2) Lighting cigarettes and attempting to burn my flesh with them in order to symbolically burn the more flaming parts of that new New Found Glory video out of mine. Kee-rist, guys. America wants to love you; try to make it easier for them.


It's that first part that I'd like to discuss in detail here, especially as it pertains to Neverwinter Nights, the recent release by Bioware.


But before I can do that -- what the fuck is the word "Atari" doing being slathered around the NWN intro? As an esteemed and valued member of the Atari community, I'd like to say in no uncertain terms did any fucking Atari game ever have graphics that looked anything like those in Neverwinter Nights. I know that the name has been passed around like the slightly tubby cheerleader at the post-game party for a UAB football game for the last ten years and I'm sure that the crack marketing squad at Infogrames realize that anyone who even remotely recognizes the word these days is either a hardcore gamer and thus wholly immune to their backwards "branding" attempts or else pushing forty and worried more about their second mortgage payment than impulsively buying a computer game. But still.

Anyway, Neverwinter Nights follows the fine line of D&D games thrust upon the gaming community in recent years. These games are:

o Baldur's Gate.
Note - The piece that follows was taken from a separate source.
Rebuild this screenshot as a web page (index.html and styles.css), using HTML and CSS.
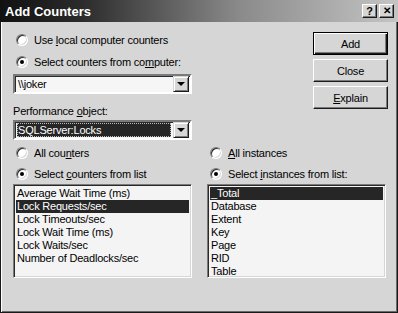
FILE: index.html
```html
<!DOCTYPE html>
<html lang="en">
<head>
    <meta charset="UTF-8">
    <title>Add Counters</title>
    <link rel="stylesheet" href="styles.css">
</head>
<body>
    <div class="window">
        <div class="titlebar">
            <span class="title">Add Counters</span>
            <div class="title-buttons">
                <span class="tbtn">?</span>
                <span class="tbtn tbtn-x">&#x2715;</span>
            </div>
        </div>

        <div class="content">
            <div class="top">
                <div class="left-col">
                    <label class="radio-row"><span class="radio"></span><span>Use <u>l</u>ocal computer counters</span></label>
                    <label class="radio-row"><span class="radio checked"></span><span>Select counters from co<u>m</u>puter:</span></label>
                    <div class="combo">
                        <span class="combo-text">\\joker</span>
                        <span class="arrow-btn"><span class="tri"></span></span>
                    </div>
                    <div class="field-label">Performance <u>o</u>bject:</div>
                    <div class="combo">
                        <span class="combo-text selected">SQLServer:Locks</span>
                        <span class="arrow-btn"><span class="tri"></span></span>
                    </div>
                </div>
                <div class="buttons">
                    <button class="btn default">Add</button>
                    <button class="btn">Close</button>
                    <button class="btn"><u>E</u>xplain</button>
                </div>
            </div>

            <div class="bottom">
                <div class="list-col">
                    <label class="radio-row"><span class="radio"></span><span>All cou<u>n</u>ters</span></label>
                    <label class="radio-row"><span class="radio checked"></span><span>Select <u>c</u>ounters from list</span></label>
                    <ul class="listbox">
                        <li>Average Wait Time (ms)</li>
                        <li class="sel">Lock Requests/sec</li>
                        <li>Lock Timeouts/sec</li>
                        <li>Lock Wait Time (ms)</li>
                        <li>Lock Waits/sec</li>
                        <li>Number of Deadlocks/sec</li>
                    </ul>
                </div>
                <div class="list-col">
                    <label class="radio-row"><span class="radio"></span><span><u>A</u>ll instances</span></label>
                    <label class="radio-row"><span class="radio checked"></span><span>Select <u>i</u>nstances from list:</span></label>
                    <ul class="listbox">
                        <li class="sel">_Total</li>
                        <li>Database</li>
                        <li>Extent</li>
                        <li>Key</li>
                        <li>Page</li>
                        <li>RID</li>
                        <li>Table</li>
                    </ul>
                </div>
            </div>
        </div>
    </div>
</body>
</html>
```

FILE: styles.css
```css
body {
    margin: 0;
    font-family: "Liberation Sans", Arial, sans-serif;
    font-size: 11px;
    letter-spacing: -0.2px;
    color: #000;
    background: #d4d4d4;
}

.window {
    width: 398px;
    height: 313px;
    box-sizing: border-box;
    background: #d6d6d6;
    border: 1px solid #1a1a1a;
    border-top-color: #d6d6d6;
    box-shadow: inset 1px 1px 0 #fff, inset -1px -1px 0 #6a6a6a;
    padding: 2px 3px 3px 3px;
    display: flex;
    flex-direction: column;
}

.titlebar {
    height: 22px;
    display: flex;
    align-items: center;
    justify-content: space-between;
    padding: 0 2px 0 3px;
    margin: -3px -4px 0 -4px;
    background: linear-gradient(to right, #111 0%, #2a2a2a 20%, #8a8a8a 60%, #c4c4c4 100%);
}

.title {
    color: #fff;
    font-weight: bold;
    font-size: 13px;
    letter-spacing: 0;
    padding-left: 2px;
}

.title-buttons {
    display: flex;
    gap: 2px;
    padding-right: 2px;
}

.tbtn {
    width: 15px;
    height: 14px;
    box-sizing: border-box;
    background: #d6d6d6;
    border: 1px solid;
    border-color: #fff #1a1a1a #1a1a1a #fff;
    box-shadow: inset -1px -1px 0 #7a7a7a;
    font-size: 11px;
    font-weight: bold;
    line-height: 12px;
    text-align: center;
    letter-spacing: 0;
}

.tbtn-x {
    font-size: 10px;
}

.content {
    padding: 0 6px 0 9px;
}

.top {
    display: flex;
    justify-content: space-between;
}

.left-col {
    width: 179px;
    display: flex;
    flex-direction: column;
    padding-top: 7px;
}

.radio-row {
    height: 22px;
    display: flex;
    align-items: center;
    gap: 6px;
    padding-left: 3px;
    white-space: nowrap;
}

.radio {
    width: 12px;
    height: 12px;
    box-sizing: border-box;
    border-radius: 50%;
    border: 1px solid;
    border-color: #7a7a7a #fff #fff #7a7a7a;
    background: #fff;
    box-shadow: inset 1px 1px 0 #2a2a2a, inset -1px -1px 0 #d6d6d6;
    position: relative;
    flex: none;
}

.radio.checked::after {
    content: "";
    position: absolute;
    left: 3px;
    top: 3px;
    width: 4px;
    height: 4px;
    border-radius: 50%;
    background: #000;
}

.combo {
    height: 20px;
    box-sizing: border-box;
    display: flex;
    align-items: stretch;
    background: #f6f6f6;
    border: 2px solid;
    border-color: #7a7a7a #fff #fff #7a7a7a;
    box-shadow: inset 1px 1px 0 #2a2a2a;
    padding: 1px 1px 1px 2px;
    margin-top: 1px;
}

.combo-text {
    flex: 1;
    line-height: 14px;
    padding-left: 1px;
}

.combo-text.selected {
    background: #262626;
    color: #fff;
    outline: 1px dotted #bbb;
    outline-offset: -1px;
    margin-right: 2px;
}

.arrow-btn {
    width: 16px;
    box-sizing: border-box;
    background: #d6d6d6;
    border: 1px solid;
    border-color: #d6d6d6 #1a1a1a #1a1a1a #d6d6d6;
    box-shadow: inset 1px 1px 0 #fff, inset -1px -1px 0 #7a7a7a;
    display: flex;
    align-items: center;
    justify-content: center;
    margin: -1px 0;
}

.tri {
    width: 0;
    height: 0;
    border-left: 4px solid transparent;
    border-right: 4px solid transparent;
    border-top: 4px solid #000;
}

.field-label {
    margin-top: 10px;
    height: 14px;
    line-height: 14px;
}

.field-label + .combo {
    margin-top: 2px;
}

.buttons {
    display: flex;
    flex-direction: column;
    gap: 4px;
    padding-top: 10px;
}

.btn {
    width: 75px;
    height: 23px;
    font-family: inherit;
    font-size: 11px;
    letter-spacing: -0.2px;
    background: #d6d6d6;
    border: 1px solid;
    border-color: #fff #1a1a1a #1a1a1a #fff;
    box-shadow: inset -1px -1px 0 #7a7a7a;
    padding: 0;
    color: #000;
}

.btn.default {
    border: 1px solid #000;
    box-shadow: inset 1px 1px 0 #fff, inset -1px -1px 0 #1a1a1a, inset -2px -2px 0 #7a7a7a;
}

.bottom {
    display: grid;
    grid-template-columns: 179px 179px;
    column-gap: 15px;
    margin-top: 2px;
}

.list-col {
    display: flex;
    flex-direction: column;
}

.list-col .radio-row {
    height: 21px;
}

.listbox {
    list-style: none;
    margin: 0;
    height: 94px;
    box-sizing: border-box;
    padding: 2px 2px;
    background: #f4f4f4;
    border: 1px solid;
    border-color: #7a7a7a #fff #fff #7a7a7a;
    box-shadow: inset 1px 1px 0 #2a2a2a, inset -1px -1px 0 #d6d6d6;
}

.listbox li {
    height: 13px;
    line-height: 13px;
    padding-left: 1px;
    white-space: nowrap;
}

.listbox li.sel {
    background: #262626;
    color: #fff;
}
```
A great game, but you can never go back to it after playing one of the later games because the characters all walk like molasses doing an impression of playing Thief up a hill

o Planescape: Torment. A game that is on virtually everybody's top 50 list. A game that apparently transcends the genre and approaches, for a little bit, that elusive tag of "art." Of course, I don't know for certain because I'm mentally retarded and didn't buy this game when it came out and in fact have yet to play it to this day. What the hell is wrong with me?
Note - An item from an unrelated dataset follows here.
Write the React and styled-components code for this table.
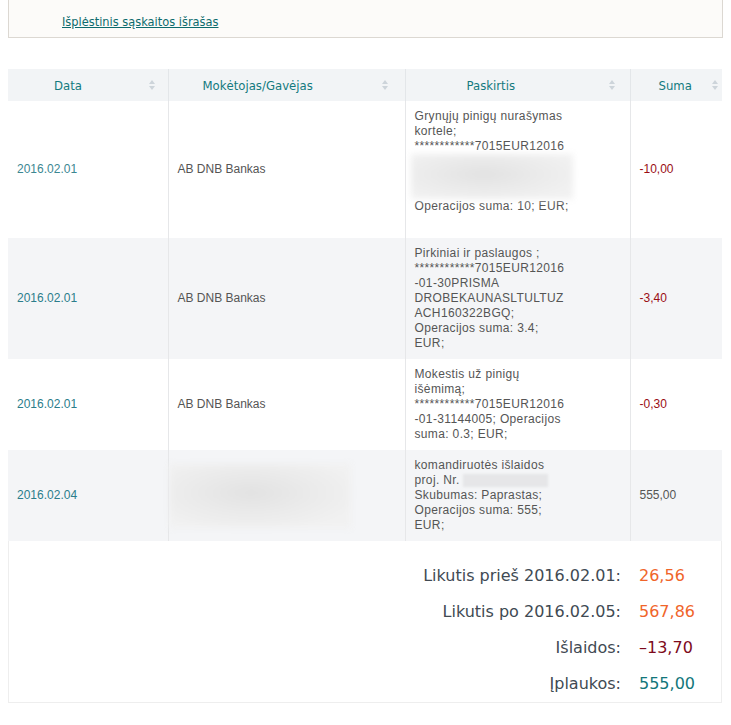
import styled, { createGlobalStyle } from 'styled-components'

const GlobalStyle = createGlobalStyle`
  body {
    margin: 0 8px;
    background: #fff;
    font-family: "Liberation Sans", Arial, sans-serif;
  }
`

// viršutinis blokas su nuoroda
const TopPanel = styled.div`
  height: 38px;
  box-sizing: border-box;
  background: #fcfbf9;
  border: 1px solid #dcd8d2;
  border-top: none;
  padding: 12px 0 0 53px;
`

const Link = styled.a`
  font-family: "DejaVu Sans Condensed", "DejaVu Sans", sans-serif;
  font-stretch: condensed;
  font-size: 12.7px;
  line-height: 16px;
  color: #0d6b6d;
  text-decoration: underline;
  cursor: pointer;
`

const Table = styled.table`
  margin-top: 31px;
  width: 714px;
  table-layout: fixed;
  border-collapse: collapse;
  border-spacing: 0;
`

const Th = styled.th`
  height: 32px;
  padding: 0;
  background: #f2f4f6;
  border-left: 1px solid #e3e6e9;
  font-weight: normal;
  text-align: left;
  &:first-child {
    border-left: none;
  }
`

const ThInner = styled.div`
  display: flex;
  align-items: center;
  padding-left: ${(props) => props.left}px;
  padding-right: ${(props) => props.right}px;
  font-family: "DejaVu Sans Condensed", "DejaVu Sans", sans-serif;
  font-stretch: condensed;
  font-size: 13px;
  color: #137a7e;
`

const SortIcon = styled.svg`
  margin-left: auto;
  width: 6px;
  height: 10px;
`

const Row = styled.tr`
  background: ${(props) => (props.striped ? '#f4f5f7' : '#fff')};
`

const Td = styled.td`
  padding: 8px 9px;
  vertical-align: middle;
  font-family: "Liberation Sans", Arial, sans-serif;
  font-size: 12px;
  line-height: 15px;
  letter-spacing: ${(props) => (props.wide ? '0.35px' : 'normal')};
  color: ${(props) => props.color || '#555'};
  border-left: 1px solid #e6e7e9;
  &:first-child {
    border-left: none;
  }
`

const Line = styled.div`
  white-space: nowrap;
  min-height: ${(props) => props.h || 15}px;
`

const BlurBlock = styled.div`
  width: ${(props) => props.w}px;
  height: ${(props) => props.h}px;
  margin-left: ${(props) => props.ml || 0}px;
  background: radial-gradient(ellipse at 45% 45%, #e2e2e2 0%, #ebebeb 45%, #f1f1f1 80%);
  filter: blur(3px);
`

const BlurInline = styled.span`
  display: inline-block;
  vertical-align: middle;
  width: 85px;
  height: 13px;
  margin-left: 3px;
  background: #e6e6e8;
  filter: blur(1px);
`

const Summary = styled.div`
  display: grid;
  grid-template-columns: 1fr 82px;
  column-gap: 18px;
  padding-top: 17px;
  width: 714px;
  box-sizing: border-box;
  border: 1px solid #eeeeee;
  border-top: none;
  font-family: "DejaVu Sans", sans-serif;
  font-size: 16px;
  line-height: 36px;
`

const Label = styled.div`
  text-align: right;
  color: #414a53;
`

const Value = styled.div`
  color: ${(props) => props.color};
`

const Sort = () => (
  <SortIcon viewBox="0 0 6 10">
    <path d="M3 0 L6 4 L0 4 Z" fill="#cdd4da" />
    <path d="M3 10 L6 6 L0 6 Z" fill="#cdd4da" />
  </SortIcon>
)

const headers = [
  { title: 'Data', left: 46, right: 13 },
  { title: 'Mokėtojas/Gavėjas', left: 34, right: 17 },
  { title: 'Paskirtis', left: 61, right: 15 },
  { title: 'Suma', left: 28, right: 4 },
]

function App() {
  return (
    <>
      <GlobalStyle />
      <TopPanel>
        <Link>Išplėstinis sąskaitos išrašas</Link>
      </TopPanel>

      <Table>
        <colgroup>
          <col style={{ width: 160 }} />
          <col style={{ width: 237 }} />
          <col style={{ width: 225 }} />
          <col style={{ width: 92 }} />
        </colgroup>
        <thead>
          <tr>
            {headers.map((h) => (
              <Th key={h.title}>
                <ThInner left={h.left} right={h.right}>
                  {h.title}
                  <Sort />
                </ThInner>
              </Th>
            ))}
          </tr>
        </thead>
        <tbody>
          <Row>
            <Td color="#3c8792">2016.02.01</Td>
            <Td>AB DNB Bankas</Td>
            <Td wide>
              <Line>Grynųjų pinigų nurašymas</Line>
              <Line>kortele;</Line>
              <Line>************7015EUR12016</Line>
              <BlurBlock w={162} h={45} ml={-4} />
              <Line>Operacijos suma: 10; EUR;</Line>
              <Line h={16} />
            </Td>
            <Td color="#9a0d14">-10,00</Td>
          </Row>
          <Row striped>
            <Td color="#2b7d8b">2016.02.01</Td>
            <Td>AB DNB Bankas</Td>
            <Td wide>
              <Line>Pirkiniai ir paslaugos ;</Line>
              <Line>************7015EUR12016</Line>
              <Line>-01-30PRISMA</Line>
              <Line>DROBEKAUNASLTULTUZ</Line>
              <Line>ACH160322BGQ;</Line>
              <Line>Operacijos suma: 3.4;</Line>
              <Line>EUR;</Line>
            </Td>
            <Td color="#9a0d14">-3,40</Td>
          </Row>
          <Row>
            <Td color="#2b7d8b">2016.02.01</Td>
            <Td>AB DNB Bankas</Td>
            <Td wide>
              <Line>Mokestis už pinigų</Line>
              <Line>išėmimą;</Line>
              <Line>************7015EUR12016</Line>
              <Line>-01-31144005; Operacijos</Line>
              <Line>suma: 0.3; EUR;</Line>
            </Td>
            <Td color="#9a0d14">-0,30</Td>
          </Row>
          <Row striped>
            <Td color="#2b7d8b">2016.02.04</Td>
            <Td>
              <BlurBlock w={182} h={64} ml={-9} />
            </Td>
            <Td wide>
              <Line>komandiruotės išlaidos</Line>
              <Line>
                proj. Nr.
                <BlurInline />
              </Line>
              <Line>Skubumas: Paprastas;</Line>
              <Line>Operacijos suma: 555;</Line>
              <Line>EUR;</Line>
            </Td>
            <Td>555,00</Td>
          </Row>
        </tbody>
      </Table>

      <Summary>
        <Label>Likutis prieš 2016.02.01:</Label>
        <Value color="#f0652a">26,56</Value>
        <Label>Likutis po 2016.02.05:</Label>
        <Value color="#f0652a">567,86</Value>
        <Label>Išlaidos:</Label>
        <Value color="#7d0a1c">–13,70</Value>
        <Label>Įplaukos:</Label>
        <Value color="#12767a">555,00</Value>
      </Summary>
    </>
  )
}

export default App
o Icewind Dale. Hey, it's cold out, the shit has hit the fan and it's up to you to kick the living crap out of every other single moving pixel on the map. Individually and in concert. This is Diablo for people who don't the Koreans and it's a gem. (The game, I mean, not disliking Koreans.)
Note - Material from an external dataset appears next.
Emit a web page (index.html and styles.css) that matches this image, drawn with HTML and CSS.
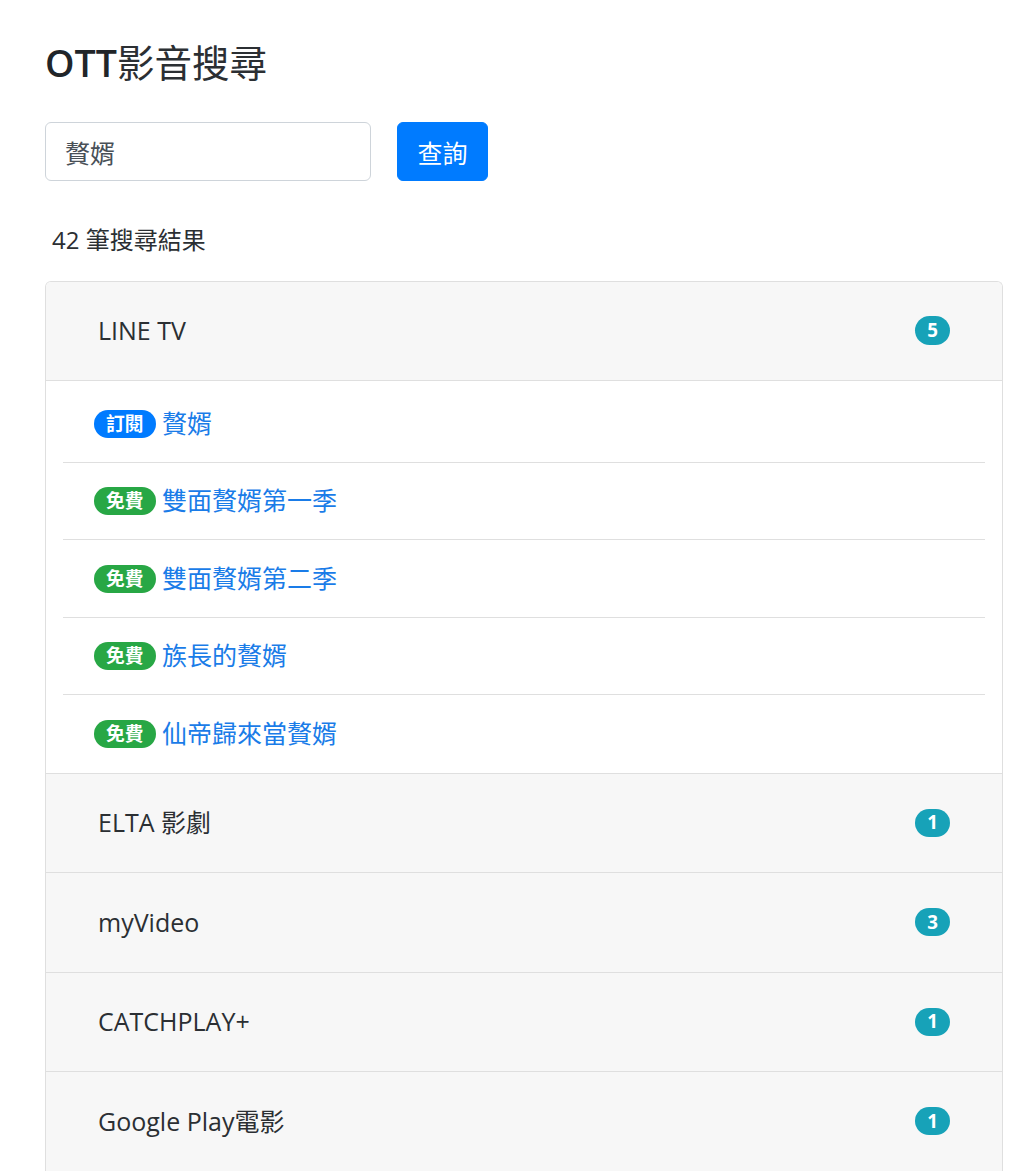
FILE: index.html
```html
<!DOCTYPE html>
<html lang="zh-Hant">
<head>
<meta charset="utf-8">
<title>OTT影音搜尋</title>
<link rel="stylesheet" href="styles.css">
</head>
<body>
<div class="page">
  <h4 class="title"><span class="title-latin">OTT</span>影音搜尋</h4>
  <form class="search">
    <input class="search-input" type="text" value="贅婿">
    <button class="search-btn" type="button">查詢</button>
  </form>
  <p class="count">42 筆搜尋結果</p>
  <div class="results">
    <div class="group">
      <div class="group-head"><span>LINE TV</span><span class="pill pill-info">5</span></div>
      <ul class="items">
        <li class="item"><span class="pill pill-blue">訂閱</span> <a href="#">贅婿</a></li>
        <li class="item"><span class="pill pill-green">免費</span> <a href="#">雙面贅婿第一季</a></li>
        <li class="item"><span class="pill pill-green">免費</span> <a href="#">雙面贅婿第二季</a></li>
        <li class="item"><span class="pill pill-green">免費</span> <a href="#">族長的贅婿</a></li>
        <li class="item"><span class="pill pill-green">免費</span> <a href="#">仙帝歸來當贅婿</a></li>
      </ul>
    </div>
    <div class="group">
      <div class="group-head"><span>ELTA 影劇</span><span class="pill pill-info">1</span></div>
    </div>
    <div class="group">
      <div class="group-head"><span>myVideo</span><span class="pill pill-info">3</span></div>
    </div>
    <div class="group">
      <div class="group-head"><span>CATCHPLAY+</span><span class="pill pill-info">1</span></div>
    </div>
    <div class="group">
      <div class="group-head"><span>Google Play電影</span><span class="pill pill-info">1</span></div>
    </div>
  </div>
</div>
</body>
</html>
```

FILE: styles.css
```css
* { box-sizing: border-box; }
html, body { margin: 0; padding: 0; background: #fff; }
body {
  font-family: "Open Sans", "Noto Sans CJK TC", sans-serif;
  font-size: 25px;
  line-height: 37.5px;
  color: #212529;
}
.page { padding: 40px 21px 0 45px; }
.title {
  margin: 0 0 37px;
  font-size: 37.5px;
  line-height: 45px;
  font-weight: 400;
  color: #2b2f33;
}
.title-latin { font-weight: 600; color: #212529; }
.search { display: flex; gap: 26px; margin: 0; }
.search-input {
  width: 326px;
  height: 59px;
  padding: 0 19px;
  border: 1px solid #ced4da;
  border-radius: 6px;
  font-family: inherit;
  font-size: 25px;
  color: #495057;
  outline: none;
}
.search-btn {
  width: 91px;
  height: 59px;
  border: 1px solid #007bff;
  border-radius: 6px;
  background: #007bff;
  color: #fff;
  font-family: inherit;
  font-size: 25px;
  padding: 0;
}
.count { margin: 40px 0 22px 7px; font-size: 24px; color: #2b2f33; }
.results {
  width: 958px;
  border: 1px solid #dfdfdf;
  border-bottom: none;
  border-radius: 6px 6px 0 0;
  overflow: hidden;
}
.group + .group { border-top: 1px solid #dfdfdf; }
.group-head {
  height: 98px;
  padding: 0 52px 0 52px;
  background: #f7f7f7;
  display: flex;
  align-items: center;
  justify-content: space-between;
  color: #2b2f33;
}
.group + .group .group-head { height: 98.5px; }
.items {
  list-style: none;
  margin: 0;
  padding: 4.5px 17px 0;
  border-top: 1px solid #dfdfdf;
}
.item {
  padding: 19.5px 31px 19.5px;
  border-bottom: 1px solid #dfdfdf;
}
.item:last-child { border-bottom: none; padding-bottom: 20.5px; }
.item a { color: #1a7ce8; text-decoration: none; }
.pill {
  display: inline-block;
  font-size: 18.75px;
  font-weight: 700;
  line-height: 1;
  padding: 4.7px 12px;
  border-radius: 20px;
  color: #fff;
  vertical-align: 2px;
}
.pill-info { background: #17a2b8; }
.pill-blue { background: #007bff; }
.pill-green { background: #28a745; }
```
o Baldur's Gate II: The Shadows of Amn. Actually, I can't remember if it's "Shadow" or "Shadows" even though, due to two annual hard drive crashes, I've played the first few chapters of this game approximately three dozen times. It has one of the worst names in the history of computer gaming (can... feel... acne... rising... just... typing... it... uhhhnn!) but it's also one of the best games, period, ever made.

o Icewind Dale: Heart of Winter. Didn't play it because, as someone who buys Ephedra rather than the games he knows he will like, I support a network of terror (at least, as soon as they ban Ephedra I will) and not quality and positively-reviewed expansion packs.

o Baldur's Gate II: Throne of Bhaal. Do you have any idea how much balls -- how much frigging NADS -- it takes to release a game with the word "throne" in it? The negative reviews involving the angry reviewer inserting his own "I took a shit on the Throne of Bhaal and out came this game" practically write themselves. Except that they didn't because this is one of the finest expansion packs in the history of... well, right, expansion packs.


I should note that in all of those games except for Torment you're able to develop a party of six wholly custom-tailored characters and go to work. This is cool -- this is *essential* -- because there are a dozen different "classes" (read: professions) in D&D and you're of course going to want to play a few of them. Sure, there are some sheep who go through in "single player" mode and fill out their parties by using a bunch of hirelings and NPCs, but this is probably also due in part to the fact that the NPCs / characters that the devs make can "say" more.

Only the thing is... (and this is my Text Adventure Mode fully active, aware, flashing the fourth directive as "classified" on the screen for about fifteen seconds and thinking back to when Red from "That 70s Show" put a bullet in my brain) the content there isn't that good. Not to knock Bioware or Black Isle or anyone, but their dialogue is substandard and not worth the tradeoff you get when you put the game in multiplayer mode, create six characters, assign them all to yourself and then play the game that way. More, everything I've read on NWN indicates that playing the thing through from the start with a NEW and DIFFERENT character than the one you originally chose doesn't exactly equal mega replay value. I haven't played through NWN for more than a few seconds, but I can totally understand this -- exploration is really great in a D&D game, but having to do it a second time (and I did, at least, in BG2 due to the aforementioned crashes and due to the fact that I had advanced in single player mode before hooking up with my friends in multiplay) really starts to grate.

But, yes, apparently you can control one character at a time in NWN and if you want to use more it's HENCHMEN time. Look I have no problem with henchmen, and I have certainly used a few in the D&D games I've played but:

o You can't decide on their class
o You can't decide what they look like
o They advance at a rate less than or equal than your "main" dude's
o They probably -- and this is a guess -- won't shut the fuck about the stuff that is going on in the game. I mean, sure, it was great when Jahierra started complementing Imoen or whoever on their gorgeous red locks in the middle of a filthy sewer, but the only difference between the average built-in BG character than that fucker who said "Heya!" all the time is that the average BG character spreads out their limited number of lines more.

So, I'm stunned. Oh, also, and the time I spend writing these kind of things directly translates into having less friends, so it's unlikely that I'm going to get six people together to play a single game, much less SOLVE THE GAME THAT WAY.

Not to get melodramatic, but this may be one of the worst decisions ever made in the whole of computer gaming. I'm just floored that they decided to do things that way. Plus, nobody else seems to give a good goddamn. Forget locating the outrage -- where the hell is a workaround to this?